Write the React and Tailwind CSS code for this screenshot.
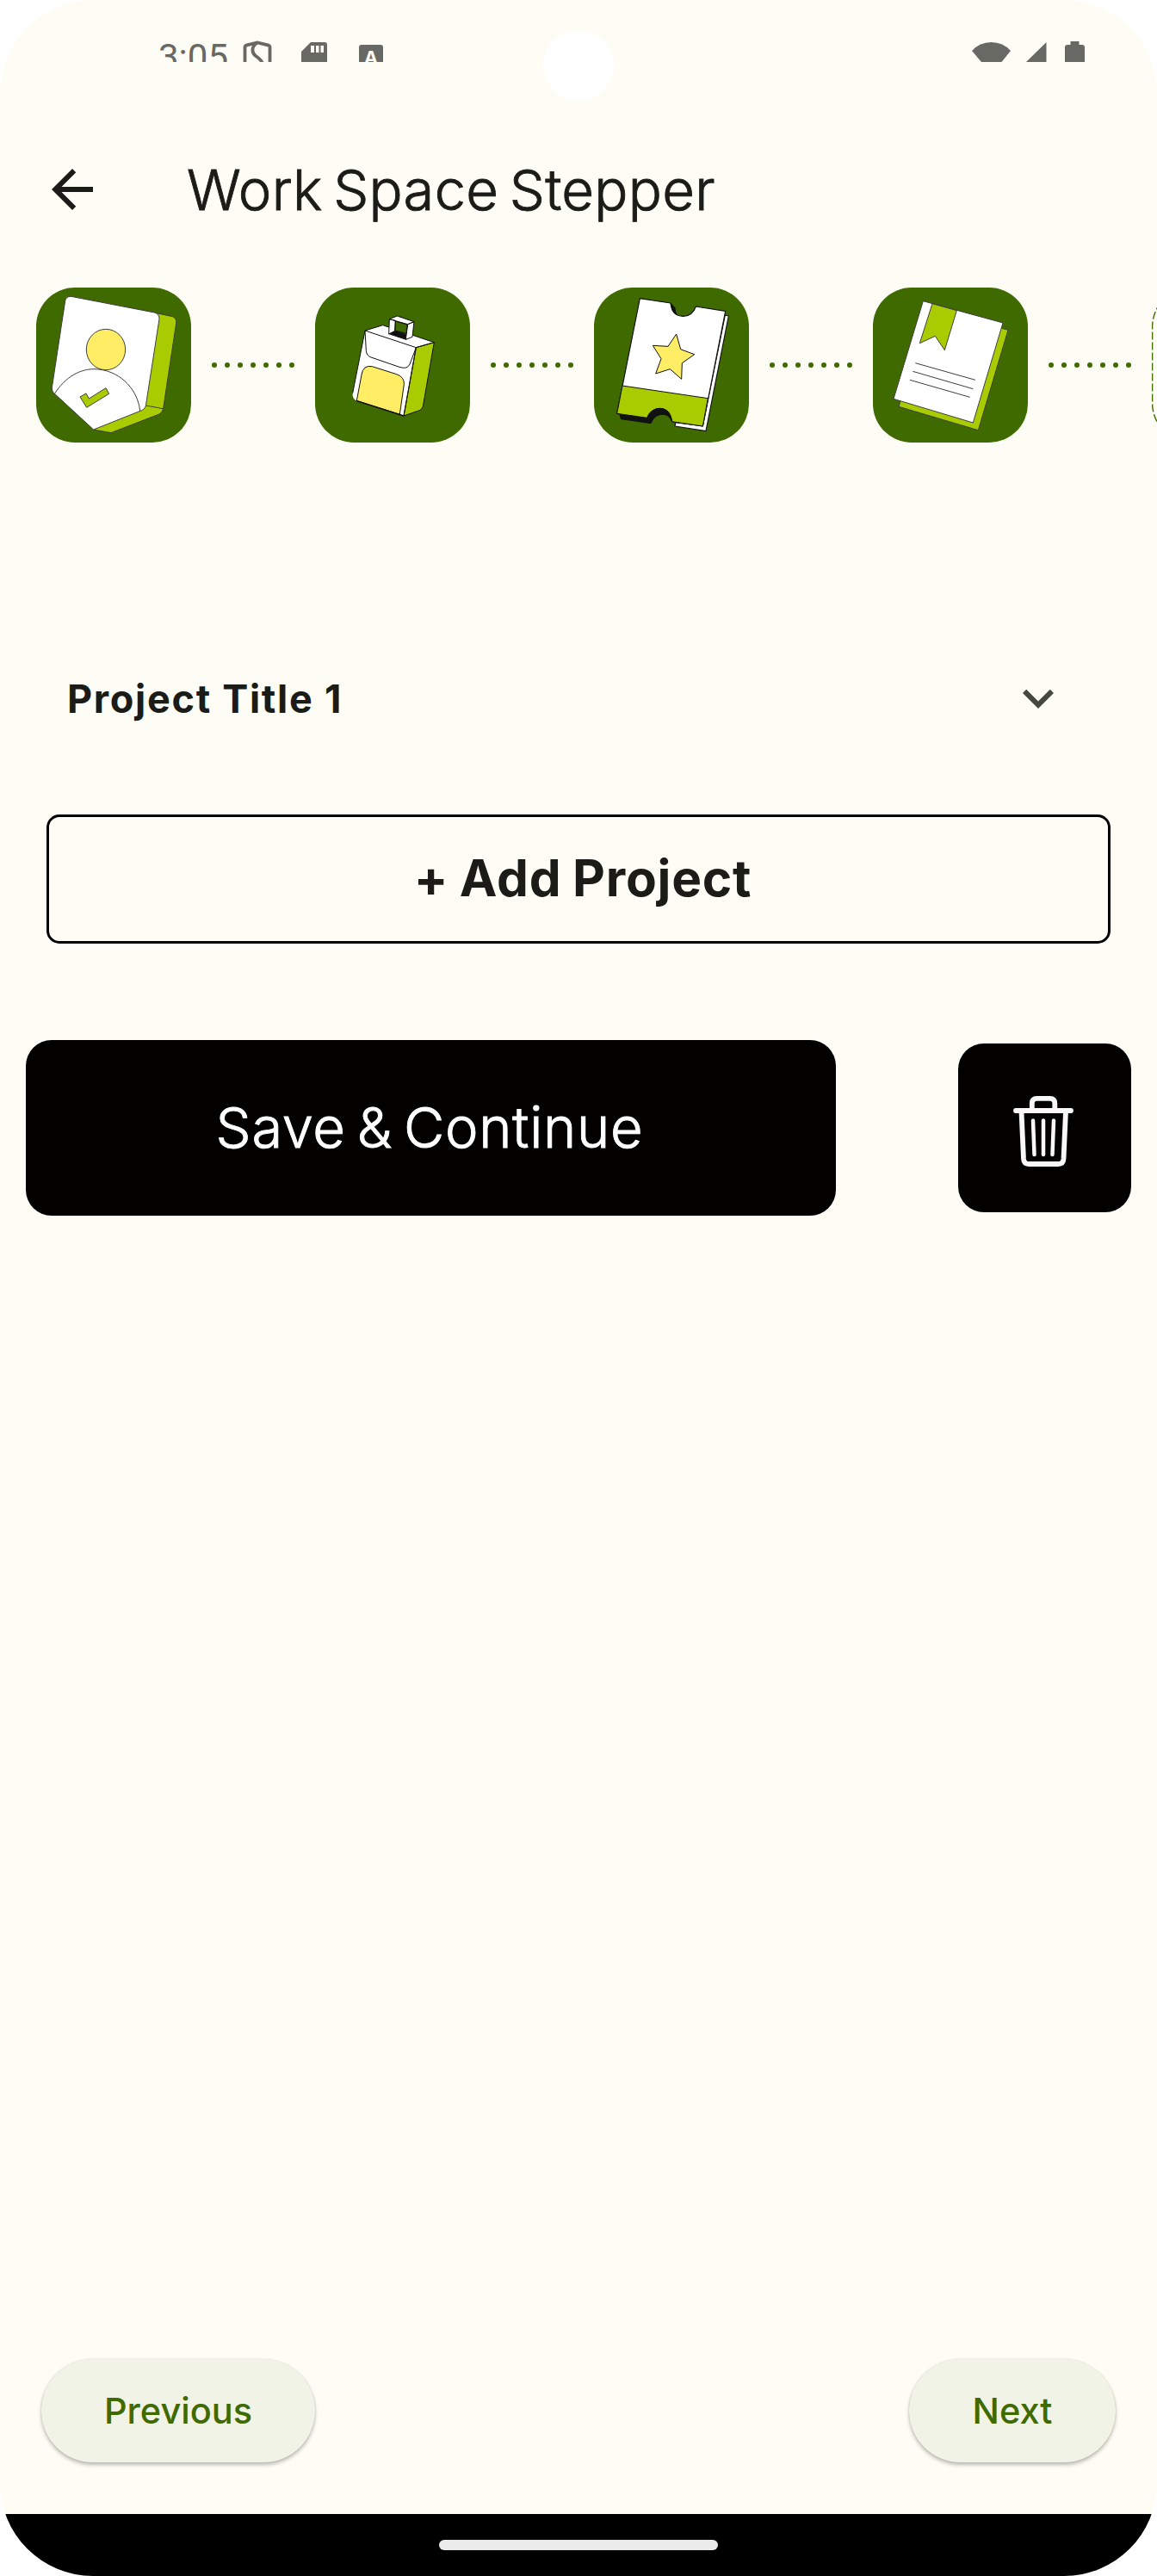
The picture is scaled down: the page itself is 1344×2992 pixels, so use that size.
const tileSvg = 'block size-full';

function BadgeArt() {
  return (
    <svg viewBox="66 42 540 540" className={tileSvg} stroke="#3f3f3f" strokeWidth="3" strokeLinejoin="round">
      <path d="M485 131 L541 143 Q556 148 554 166 L509 463 Q507 477 495 483 L327 548 L266 537 L440 440Z" fill="#a9cc00" />
      <path d="M188 73 L478 129 Q496 134 495 152 L449 448 Q448 463 434 470 L266 537 L127 409 Q121 404 121 391 L167 89 Q170 72 188 73Z" fill="#fff" />
      <path d="M131 411 C168 353 220 325 270 326 C350 328 418 388 428 471" fill="none" />
      <ellipse cx="309" cy="258" rx="68" ry="71" fill="#ffee65" />
      <path d="M448 453 L509 464" fill="none" />
      <path d="M219 423 L240 411 L250 429 L309 392 L320 412 L242 460Z" fill="#a9cc00" strokeLinejoin="miter" />
    </svg>
  );
}

function BackpackArt() {
  return (
    <svg viewBox="48 42 540 540" className={tileSvg} stroke="#111" strokeWidth="3" strokeLinejoin="round">
      <path d="M222 192 L284 173 L463 233 L400 251 L357 489 L192 436 Q177 428 179 410Z" fill="#fff" stroke="none" />
      <path d="M400 251 L463 233 L424 456 Q422 465 412 470 L357 489Z" fill="#a9cc00" />
      <path d="M179 410 L222 192 L284 173 L463 233 L400 251 L222 192 M400 251 L357 489" fill="none" />
      <path d="M222 192 L226 262 Q227 279 243 285 L342 319 Q370 328 378 309 L400 251" fill="none" />
      <path d="M193 436 L210 346 Q215 311 247 317 L332 344 Q360 354 358 379 L343 484Z" fill="#ffee65" />
      <path d="M193 437 L357 489" fill="none" strokeWidth="4" />
      <path d="M305 203 L327 192 L369 206 L365 223Z" fill="#111" />
      <path d="M307 152 L328 157 L326 193 L305 204Z M371 170 L393 161 L387 214 L364 223Z M307 152 L334 141 L393 161 L371 170Z" fill="#fff" />
      <path d="M328 159 L369 171 L366 202 L327 192Z" fill="#3e6a00" />
    </svg>
  );
}

function TicketArt() {
  return (
    <svg viewBox="30 42 540 540" className={tileSvg} stroke="#111" strokeWidth="3" strokeLinejoin="round">
      <path d="M487 138 L499 141 L420 542 L312 525 L314 512 L409 524Z" fill="#fff" strokeWidth="3.5" />
      <path d="M120 486 L216 496 Q232 462 262 462 Q290 466 301 497 L303 510 C290 482 275 484 266 484 C244 486 235 500 228 515 L124 500Z" fill="#111" />
      <path d="M190 80 L297 96 Q302 143 342 142 Q374 140 385 108 L488 124 L409 525 L302 509 C298 480 282 463 260 463 C236 464 221 478 215 496 L110 481Z" fill="#fff" strokeWidth="3.5" />
      <path d="M129 384 L427 428 L409 525 L302 509 C298 480 282 463 260 463 C236 464 221 478 215 496 L110 481Z" fill="#a9cc00" />
      <path d="M297 96 L300 110 Q304 130 318 136 Q312 127 312 113Z" fill="#111" />
      <path d="M217 495 C224 475 240 463 260 463 C285 464 298 480 301 507 C293 488 282 483 266 484 C246 485 236 497 228 513Z" fill="#111" />
      <path d="M317 204 L332 257 L380 275 L337 305 L335 361 L295 326 L245 342 L264 290 L235 244 L288 247Z" fill="#ffee65" />
    </svg>
  );
}

function DocumentArt() {
  return (
    <svg viewBox="30 42 540 540" className={tileSvg} stroke="#3f3f3f" strokeWidth="3">
      <path d="M226 115 L501 190 L397 539 L120 457Z" fill="#a9cc00" />
      <path d="M205 89 L483 165 L379 513 L102 430Z" fill="#fff" />
      <path d="M237 98 L322 122 L280 260 L247 211 L193 236Z" fill="#a9cc00" />
      <path d="M178 305 L387 364 M169 334 L379 395 M159 364 L368 424" fill="none" />
    </svg>
  );
}

function Connector() {
  return (
    <div className="mx-6 flex shrink-0 gap-[9px]">
      {[0, 1, 2, 3, 4, 5, 6].map((i) => (
        <span key={i} className="size-1.5 rounded-full bg-[#3e6a00]" />
      ))}
    </div>
  );
}

function StatusBar() {
  return (
    <div className="flex h-[72px] items-start justify-between overflow-hidden pr-[84px] pl-[184px] text-[#686864]">
      <div className="flex items-start">
        <span className="mt-[46px] w-[98px] font-['Roboto',sans-serif] text-[42px] leading-[42px] whitespace-nowrap">3:05</span>
        <svg className="mt-[47px] h-[25px] w-[34px]" viewBox="0 0 34 25" fill="none" stroke="currentColor" strokeWidth="3.8">
          <path d="M2.500 26V8Q2.500 6.200 4 5.700L17 2.500L30 5.700Q31.500 6.200 31.500 8V26M16.500 3C10 7 10 14 15 18C19 21 22 23 23 27" />
        </svg>
        <svg className="mt-[48px] ml-[34px] h-6 w-[30px]" viewBox="0 0 30 24">
          <path d="M0 12L11 1H27Q30 1 30 4V24H0Z" fill="currentColor" />
          <path d="M11 5h4v8h-4zM17 5h3.500v8H17zM22.500 5H26v8h-3.500z" fill="#fdfdf5" />
        </svg>
        <div className="mt-[52px] ml-[37px] h-8 w-7 rounded-[3px] bg-[#686864] text-center text-[22px] leading-[30px] font-bold text-[#fdfdf5]">A</div>
      </div>
      <svg className="mt-[47px] h-[25px] w-[131px]" viewBox="1129 47 131 25" fill="currentColor">
        <path d="M1129 59Q1138 49 1151.500 49Q1165 49 1174 59L1163.500 72H1140Z" />
        <path d="M1192 72L1215.500 49V72Z" />
        <path d="M1243.500 48H1253.500V52H1257Q1260 52 1260 55V72H1237V55Q1237 52 1240 52H1243.500Z" />
      </svg>
    </div>
  );
}

export default function App() {
  return (
    <div className="h-[2992px] w-[1344px] overflow-hidden bg-white">
      <div className="relative flex h-full flex-col overflow-hidden rounded-[108px] bg-[#fdfdf5] font-['Inter',sans-serif] text-[#1b1c18]">
        <StatusBar />
        <div className="absolute top-[35px] left-[631px] size-[82px] rounded-full bg-white" />

        <header className="mt-[52px] flex h-[192px] items-center pl-12">
          <svg className="size-[72px]" viewBox="0 0 24 24" fill="currentColor">
            <path d="M20 11H7.830l5.590-5.590L12 4l-8 8 8 8 1.410-1.410L7.830 13H20v-2z" />
          </svg>
          <h1 className="ml-[97px] pt-px text-[65px] leading-[78px] font-light tracking-[0.3px] whitespace-nowrap [-webkit-text-stroke:0.9px_currentColor] [word-spacing:-6px]">Work Space Stepper</h1>
        </header>

        <div className="mt-[18px] flex h-[180px] items-center overflow-hidden pl-[42px]">
          {[BadgeArt, BackpackArt, TicketArt, DocumentArt].map((Art, i) => (
            <div key={i} className="flex shrink-0 items-center">
              <div className="size-[180px] shrink-0 rounded-[45px] bg-[#3e6a00]">
                <Art />
              </div>
              <Connector />
            </div>
          ))}
          <svg className="size-[180px] shrink-0" viewBox="0 0 180 180" fill="none" stroke="#3e6a00" strokeWidth="1.4">
            <rect x="0.600" y="0.600" width="178.800" height="178.800" rx="45" strokeDasharray="9 3" />
          </svg>
        </div>

        <div className="mt-[225px] flex h-[144px] items-center justify-between pr-[102px] pl-[78px]">
          <span className="pt-[2px] text-[45px] leading-[60px] font-bold tracking-[1.7px] whitespace-nowrap">Project Title 1</span>
          <svg className="size-[72px]" viewBox="0 0 24 24" fill="#44483d">
            <path d="M16.590 8.590L12 13.170 7.410 8.590 6 10l6 6 6-6z" />
          </svg>
        </div>

        <button className="mx-[54px] mt-[63px] flex h-[150px] items-center justify-center rounded-[15px] border-3 border-black pb-[3px] pl-[10px] text-[58.500px] leading-[72px] font-bold tracking-[0.8px] whitespace-nowrap [word-spacing:-2px]">
          + Add Project
        </button>

        <div className="mt-[112px] flex items-center justify-between pr-[30px] pl-[30px]">
          <button className="flex h-[204px] w-[941px] items-center justify-center rounded-[30px] bg-[#030000] pr-[3px] text-[65px] leading-[78px] font-light tracking-[0.7px] whitespace-nowrap text-white [-webkit-text-stroke:0.9px_currentColor] [word-spacing:-6px]">
            Save &amp; Continue
          </button>
          <button className="flex h-[196px] w-[201px] items-center justify-center rounded-[30px] bg-[#030000]">
            <svg className="mt-2 mr-[3px] h-[84px] w-[72px]" viewBox="1176 1272 72 84" fill="none" stroke="#f8f8f8" strokeWidth="5.8" strokeLinecap="round" strokeLinejoin="round">
              <path d="M1180 1290H1244M1198.800 1289V1281.500Q1198.800 1275.800 1204.500 1275.800H1219.500Q1225.300 1275.800 1225.300 1281.500V1289M1186.500 1291L1189 1346Q1189.500 1352 1195 1352H1229.500Q1235 1352 1235.500 1346L1238 1291" />
              <path d="M1200 1301.500L1201.500 1341M1212 1301.500V1341M1224 1301.500L1222.500 1341" strokeWidth="4.500" />
            </svg>
          </button>
        </div>

        <div className="mt-auto mb-[60px] flex justify-between px-12 text-[41.500px] font-medium text-[#3e6a00]">
          <button className="h-[120px] w-[318px] rounded-full bg-[#f1f3e6] whitespace-nowrap shadow-[0_3px_4px_rgba(0,0,0,0.25),0_0_2px_rgba(0,0,0,0.12)]">Previous</button>
          <button className="h-[120px] w-[240px] rounded-full bg-[#f1f3e6] whitespace-nowrap shadow-[0_3px_4px_rgba(0,0,0,0.25),0_0_2px_rgba(0,0,0,0.12)]">Next</button>
        </div>

        <div className="flex h-[72px] items-center justify-center bg-black">
          <div className="h-3 w-[324px] rounded-full bg-[#ebebeb]" />
        </div>
      </div>
    </div>
  );
}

┄┄┄┄┄┄┄┄┄┄┄┄┄┄┄┄┄┄┄┄

● **Work to do**:
Copy nothing but the lines from the top of the data down to the line containing "const tileSvg = 'block size-full';", and leave the pictures out.

● **Full output**:
Write the React and Tailwind CSS code for this screenshot.
The picture is scaled down: the page itself is 1344×2992 pixels, so use that size.
const tileSvg = 'block size-full';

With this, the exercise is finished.